What you need to do =
Every line below should be copied exactly; drop the pictures.

Data shown =
··········

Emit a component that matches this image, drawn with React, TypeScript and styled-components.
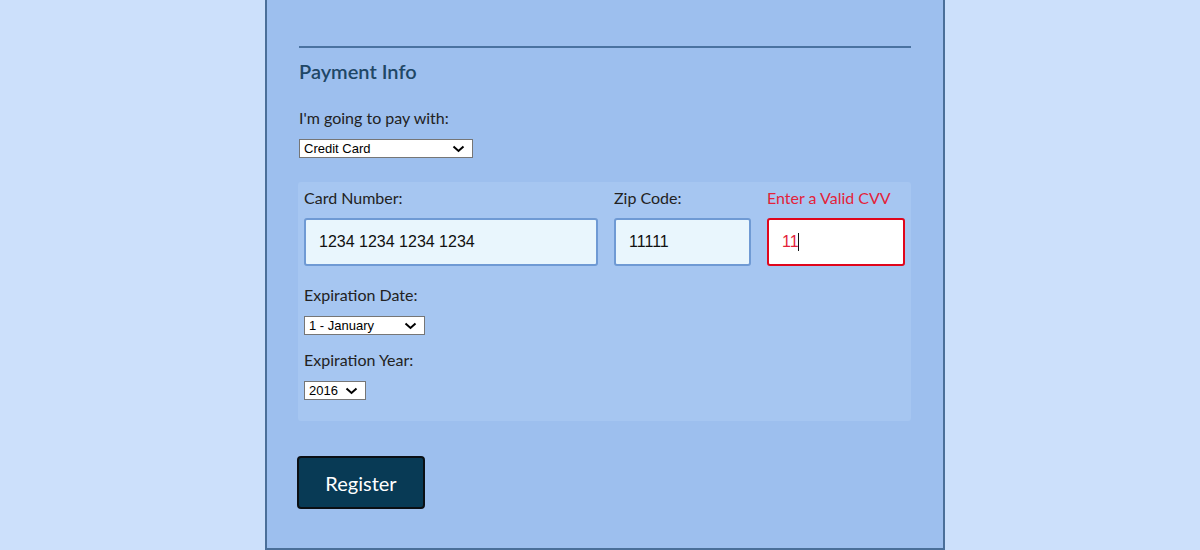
import React from "react";
import styled, { createGlobalStyle } from "styled-components";

const GlobalStyle = createGlobalStyle`
  html, body {
    margin: 0;
    background: #cce0fb;
  }
  body {
    padding-left: 10px;
    font-family: "Lato", "Noto Sans", sans-serif;
  }
`;

const Container = styled.form`
  box-sizing: border-box;
  width: 680px;
  margin: 0 auto;
  padding: 46px 32px 39px;
  background: #9dbfee;
  border: 2px solid #4a6f99;
  border-top: none;
`;

const Rule = styled.hr`
  margin: 0;
  border: none;
  height: 2px;
  background: #4a72a0;
`;

const Heading = styled.h2`
  margin: 11px 0 0;
  font-size: 20px;
  font-weight: 600;
  line-height: 24px;
  color: #1f4766;
`;

const Label = styled.label<{ $error?: boolean }>`
  display: block;
  font-size: 16px;
  line-height: 20px;
  color: ${(p) => (p.$error ? "#e3223a" : "#222")};
`;

const Field = styled.div<{ $top: number }>`
  margin-top: ${(p) => p.$top}px;
`;

const SelectWrap = styled.div<{ $w: number }>`
  position: relative;
  width: ${(p) => p.$w}px;
  margin-top: 11px;
`;

const Select = styled.select`
  display: block;
  box-sizing: border-box;
  width: 100%;
  height: 19px;
  padding: 0 0 0 4px;
  appearance: none;
  font-family: "Liberation Sans", Arial, sans-serif;
  font-size: 13px;
  line-height: 17px;
  color: #000;
  background: #fff;
  border: 1px solid #767676;
  border-radius: 0;
`;

const Chevron = styled.svg`
  position: absolute;
  right: 8px;
  top: 6px;
  width: 13px;
  height: 8px;
  pointer-events: none;
`;

const CardBox = styled.div`
  margin: 24px 0 0 -1px;
  padding: 6px 6px 21px;
  background: #a6c6f1;
  border-radius: 3px;
`;

const Row = styled.div`
  display: flex;
  gap: 16px;
`;

const Column = styled.div<{ $w: number }>`
  width: ${(p) => p.$w}px;
  display: flex;
  flex-direction: column;
  gap: 10px;
`;

const InputWrap = styled.div`
  position: relative;
`;

const Input = styled.input<{ $error?: boolean }>`
  display: block;
  box-sizing: border-box;
  width: 100%;
  height: 48px;
  padding: 0 13px;
  font-family: "Liberation Sans", Arial, sans-serif;
  font-size: 16px;
  color: ${(p) => (p.$error ? "#e3223a" : "#111")};
  caret-color: transparent;
  background: ${(p) => (p.$error ? "#fff" : "#e9f6fd")};
  border: 2px solid ${(p) => (p.$error ? "#e0061c" : "#6f9ad4")};
  border-radius: 3px;
  outline: none;
`;

const Caret = styled.span`
  position: absolute;
  left: 31px;
  top: 15px;
  width: 1px;
  height: 18px;
  background: #111;
  pointer-events: none;
`;

const Button = styled.button`
  display: block;
  margin-top: 35px;
  margin-left: -2px;
  width: 128px;
  height: 53px;
  font-family: "Lato", "Noto Sans", sans-serif;
  font-size: 20px;
  color: #fff;
  background: #083a55;
  border: 2px solid #0a0f14;
  border-radius: 4px;
`;

function Dropdown({
  id,
  width,
  options,
}: {
  id: string;
  width: number;
  options: string[];
}) {
  return (
    <SelectWrap $w={width}>
      <Select id={id} defaultValue={options[0]}>
        {options.map((o) => (
          <option key={o} value={o}>
            {o}
          </option>
        ))}
      </Select>
      <Chevron viewBox="0 0 13 8">
        <path d="M1.5 1.5 L6.5 6 L11.5 1.5" fill="none" stroke="#000" strokeWidth="2" />
      </Chevron>
    </SelectWrap>
  );
}

export default function App() {
  return (
    <>
      <GlobalStyle />
      <Container onSubmit={(e) => e.preventDefault()}>
        <Rule />
        <Heading>Payment Info</Heading>
        <Field $top={25}>
          <Label htmlFor="payment">I'm going to pay with:</Label>
          <Dropdown id="payment" width={174} options={["Credit Card", "PayPal", "Bitcoin"]} />
        </Field>
        <CardBox>
          <Row>
            <Column $w={294}>
              <Label htmlFor="cc">Card Number:</Label>
              <Input id="cc" defaultValue="1234 1234 1234 1234" />
            </Column>
            <Column $w={137}>
              <Label htmlFor="zip">Zip Code:</Label>
              <Input id="zip" defaultValue="11111" />
            </Column>
            <Column $w={138}>
              <Label htmlFor="cvv" $error>
                Enter a Valid CVV
              </Label>
              <InputWrap>
                <Input id="cvv" $error defaultValue="11" />
                <Caret />
              </InputWrap>
            </Column>
          </Row>
          <Field $top={19}>
            <Label htmlFor="month">Expiration Date:</Label>
            <Dropdown id="month" width={121} options={["1 - January", "2 - February", "3 - March"]} />
          </Field>
          <Field $top={15}>
            <Label htmlFor="year">Expiration Year:</Label>
            <Dropdown id="year" width={62} options={["2016", "2017", "2018"]} />
          </Field>
        </CardBox>
        <Button type="submit">Register</Button>
      </Container>
    </>
  );
}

··········

Result =
Emit a component that matches this image, drawn with React, TypeScript and styled-components.
import React from "react";
import styled, { createGlobalStyle } from "styled-components";

const GlobalStyle = createGlobalStyle`
  html, body {
    margin: 0;
    background: #cce0fb;
  }
  body {
    padding-left: 10px;
    font-family: "Lato", "Noto Sans", sans-serif;
  }
`;

const Container = styled.form`
  box-sizing: border-box;
  width: 680px;
  margin: 0 auto;
  padding: 46px 32px 39px;
  background: #9dbfee;
  border: 2px solid #4a6f99;
  border-top: none;
`;

const Rule = styled.hr`
  margin: 0;
  border: none;
  height: 2px;
  background: #4a72a0;
`;

const Heading = styled.h2`
  margin: 11px 0 0;
  font-size: 20px;
  font-weight: 600;
  line-height: 24px;
  color: #1f4766;
`;

const Label = styled.label<{ $error?: boolean }>`
  display: block;
  font-size: 16px;
  line-height: 20px;
  color: ${(p) => (p.$error ? "#e3223a" : "#222")};
`;

const Field = styled.div<{ $top: number }>`
  margin-top: ${(p) => p.$top}px;
`;

const SelectWrap = styled.div<{ $w: number }>`
  position: relative;
  width: ${(p) => p.$w}px;
  margin-top: 11px;
`;

const Select = styled.select`
  display: block;
  box-sizing: border-box;
  width: 100%;
  height: 19px;
  padding: 0 0 0 4px;
  appearance: none;
  font-family: "Liberation Sans", Arial, sans-serif;
  font-size: 13px;
  line-height: 17px;
  color: #000;
  background: #fff;
  border: 1px solid #767676;
  border-radius: 0;
`;

const Chevron = styled.svg`
  position: absolute;
  right: 8px;
  top: 6px;
  width: 13px;
  height: 8px;
  pointer-events: none;
`;

const CardBox = styled.div`
  margin: 24px 0 0 -1px;
  padding: 6px 6px 21px;
  background: #a6c6f1;
  border-radius: 3px;
`;

const Row = styled.div`
  display: flex;
  gap: 16px;
`;

const Column = styled.div<{ $w: number }>`
  width: ${(p) => p.$w}px;
  display: flex;
  flex-direction: column;
  gap: 10px;
`;

const InputWrap = styled.div`
  position: relative;
`;

const Input = styled.input<{ $error?: boolean }>`
  display: block;
  box-sizing: border-box;
  width: 100%;
  height: 48px;
  padding: 0 13px;
  font-family: "Liberation Sans", Arial, sans-serif;
  font-size: 16px;
  color: ${(p) => (p.$error ? "#e3223a" : "#111")};
  caret-color: transparent;
  background: ${(p) => (p.$error ? "#fff" : "#e9f6fd")};
  border: 2px solid ${(p) => (p.$error ? "#e0061c" : "#6f9ad4")};
  border-radius: 3px;
  outline: none;
`;

const Caret = styled.span`
  position: absolute;
  left: 31px;
  top: 15px;
  width: 1px;
  height: 18px;
  background: #111;
  pointer-events: none;
`;

const Button = styled.button`
  display: block;
  margin-top: 35px;
  margin-left: -2px;
  width: 128px;
  height: 53px;
  font-family: "Lato", "Noto Sans", sans-serif;
  font-size: 20px;
  color: #fff;
  background: #083a55;
  border: 2px solid #0a0f14;
  border-radius: 4px;
`;

function Dropdown({
  id,
  width,
  options,
}: {
  id: string;
  width: number;
  options: string[];
}) {
  return (
    <SelectWrap $w={width}>
      <Select id={id} defaultValue={options[0]}>
        {options.map((o) => (
          <option key={o} value={o}>
            {o}
          </option>
        ))}
      </Select>
      <Chevron viewBox="0 0 13 8">
        <path d="M1.5 1.5 L6.5 6 L11.5 1.5" fill="none" stroke="#000" strokeWidth="2" />
      </Chevron>
    </SelectWrap>
  );
}

export default function App() {
  return (
    <>
      <GlobalStyle />
      <Container onSubmit={(e) => e.preventDefault()}>
        <Rule />
        <Heading>Payment Info</Heading>
        <Field $top={25}>
          <Label htmlFor="payment">I'm going to pay with:</Label>
          <Dropdown id="payment" width={174} options={["Credit Card", "PayPal", "Bitcoin"]} />
        </Field>
        <CardBox>
          <Row>
            <Column $w={294}>
              <Label htmlFor="cc">Card Number:</Label>
              <Input id="cc" defaultValue="1234 1234 1234 1234" />
            </Column>
            <Column $w={137}>
              <Label htmlFor="zip">Zip Code:</Label>
              <Input id="zip" defaultValue="11111" />
            </Column>
            <Column $w={138}>
              <Label htmlFor="cvv" $error>
                Enter a Valid CVV
              </Label>
              <InputWrap>
                <Input id="cvv" $error defaultValue="11" />
                <Caret />
              </InputWrap>
            </Column>
          </Row>
          <Field $top={19}>
            <Label htmlFor="month">Expiration Date:</Label>
            <Dropdown id="month" width={121} options={["1 - January", "2 - February", "3 - March"]} />
          </Field>
          <Field $top={15}>
            <Label htmlFor="year">Expiration Year:</Label>
            <Dropdown id="year" width={62} options={["2016", "2017", "2018"]} />
          </Field>
        </CardBox>
        <Button type="submit">Register</Button>
      </Container>
    </>
  );
}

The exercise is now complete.